Any employee who receives a W-2 from a company and then goes onto the health care exchange to buy insurance could raise a flag at the federal government, even if that employee only received the W-2 for part-time or temporary work.
“In 2016 I’m expecting all of you to get a letter asking why this guy that got a W-2 got advanced tax credits from healthcare.gov,” Bertaut says.
“The ways the whole provision is set up, it is making employers guilty before proven innocent,” Waguespack says.
How can you avoid costly fines from the federal government related to health care offerings? Here are four tips from the Louisiana Association of Business and Industry and Michael Bertaut, a health care economist for Blue Cross and Blue Shield of Louisiana:
• Prove that your firm is not an applicable large employer, or ALE, and therefore not subject to certain fines. Thus, a small employer must keep records and have information readily available documenting its non-ALE status.
• Demonstrate that employees in the inquiry were not full-time when they receive tax credits from healthcare.gov.
• Require all employees to sign either an acceptance or waiver of coverage to prove that, as an employer, you made each and every employee in question a bona fide offer of coverage that was affordable. “Each waiver is worth about $4,000,” Bertaut says. He encourages employers to keep track of their waivers, have open enrollment once a year, and ensure they collect a new set of waivers from all employees every 12 months. “Without a waiver, it leaves you exposed.” he says.

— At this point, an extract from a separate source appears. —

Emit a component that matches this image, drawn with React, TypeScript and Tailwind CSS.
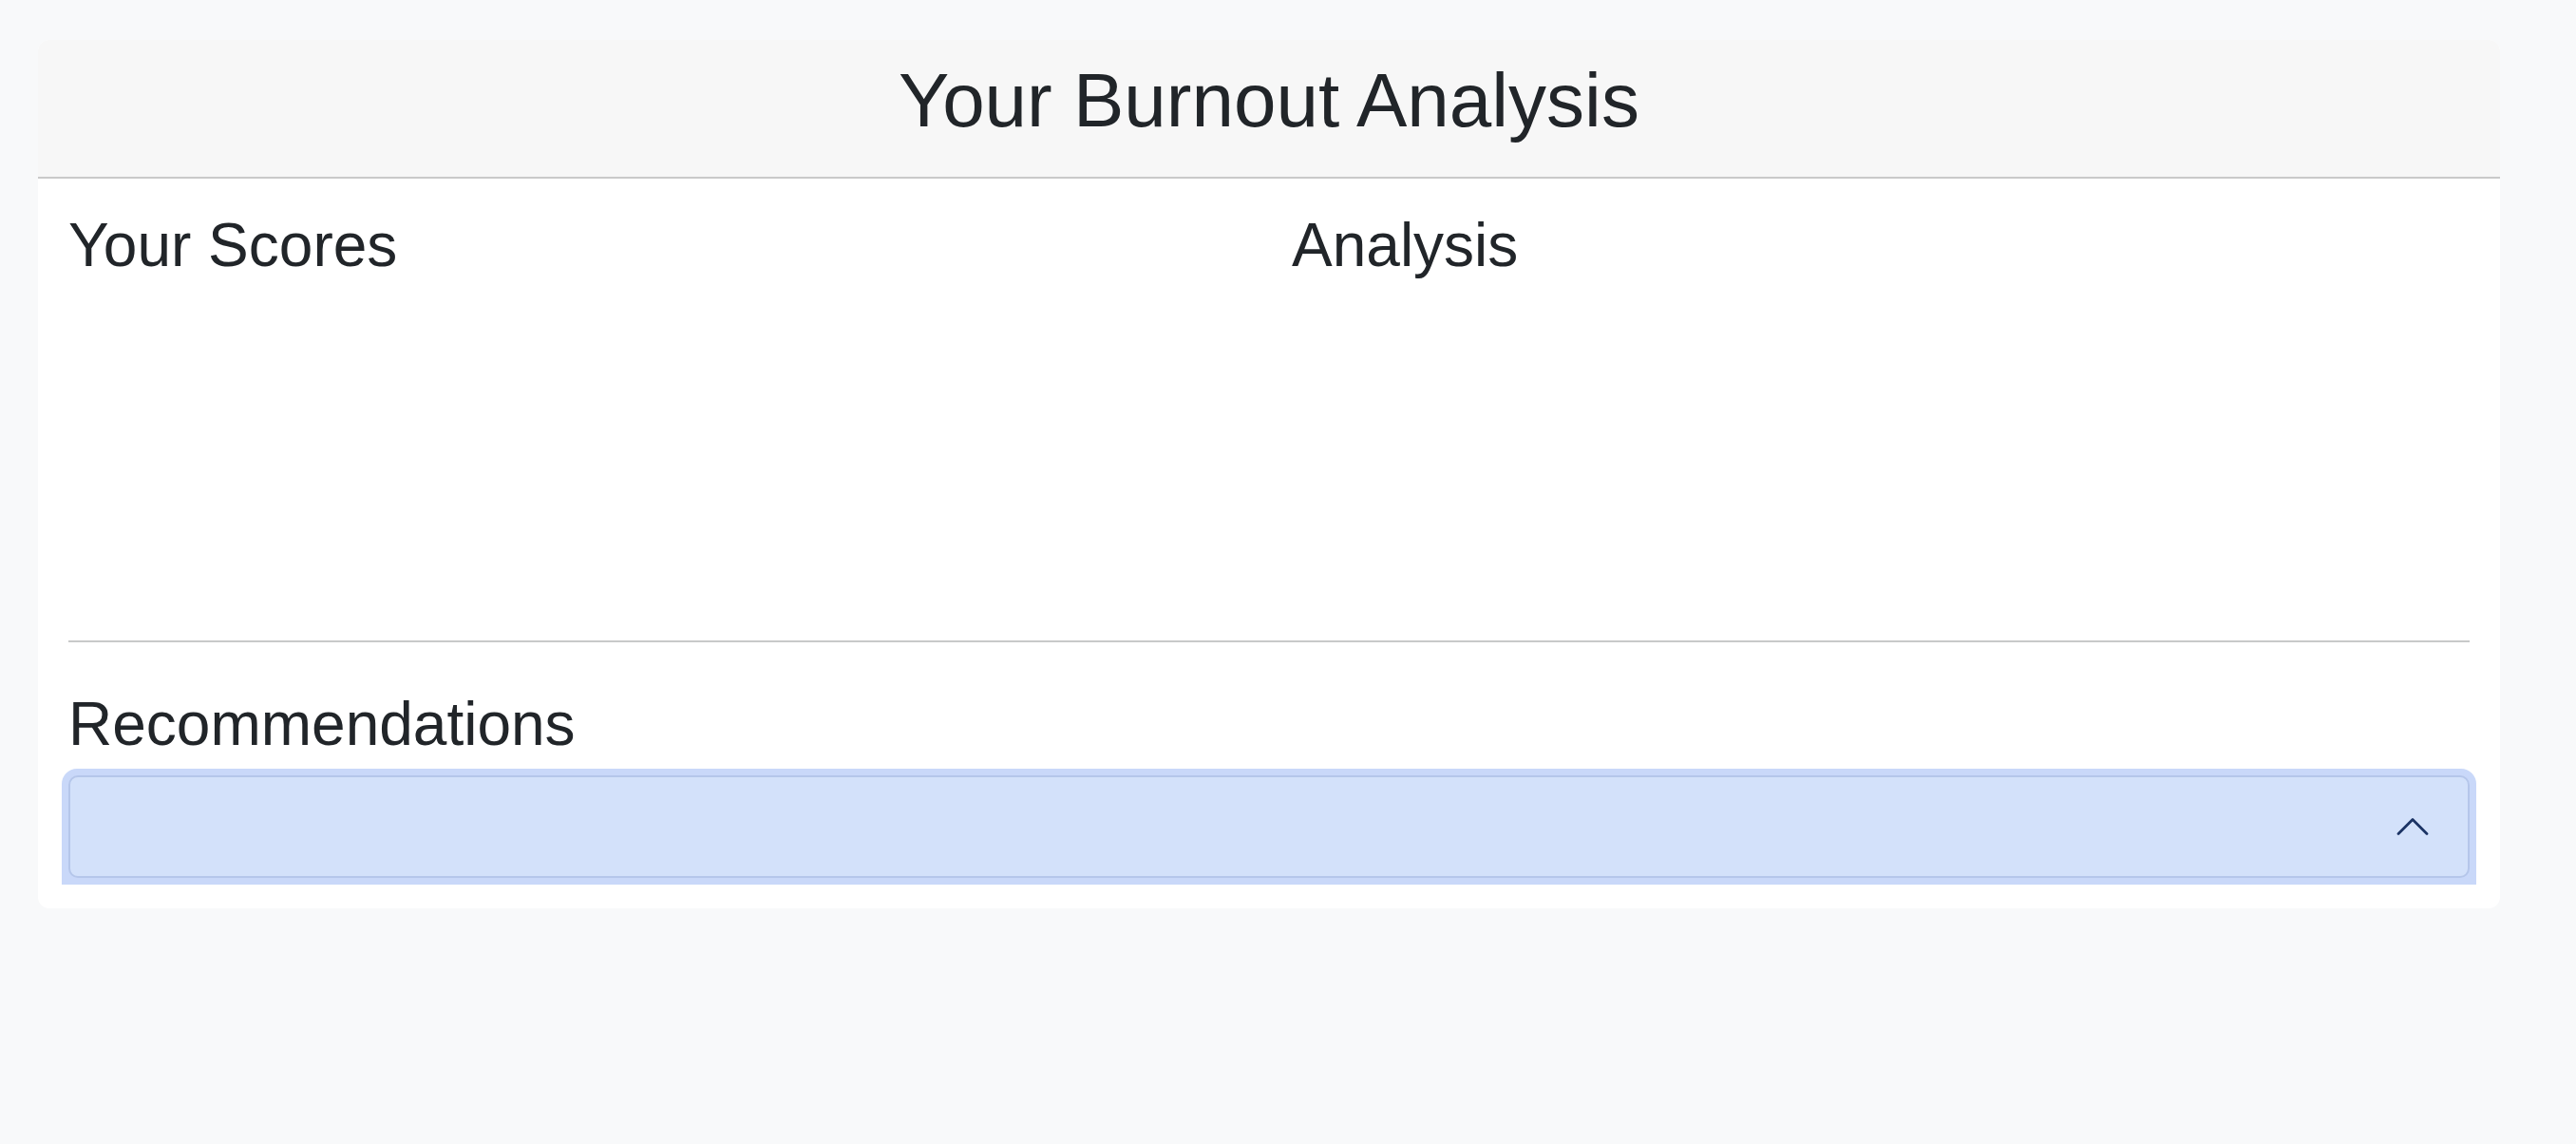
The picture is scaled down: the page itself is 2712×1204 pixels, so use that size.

• Get help. “There has been no effective communication to employers to prepare them for this,” LABI President Stephen Waguespack says of the audit potential and possibility of fines coming in 2016. LABI is rolling out the LABI Benefit Center to provide Louisiana employers of all sizes with access to insurance, human resource and ACA compliance tools to help them manage the changing business landscape. “We cannot wait for government to come in and provide these solutions,” Waguespack says. “We have to be these solutions. We are going to put our finger in the dam.”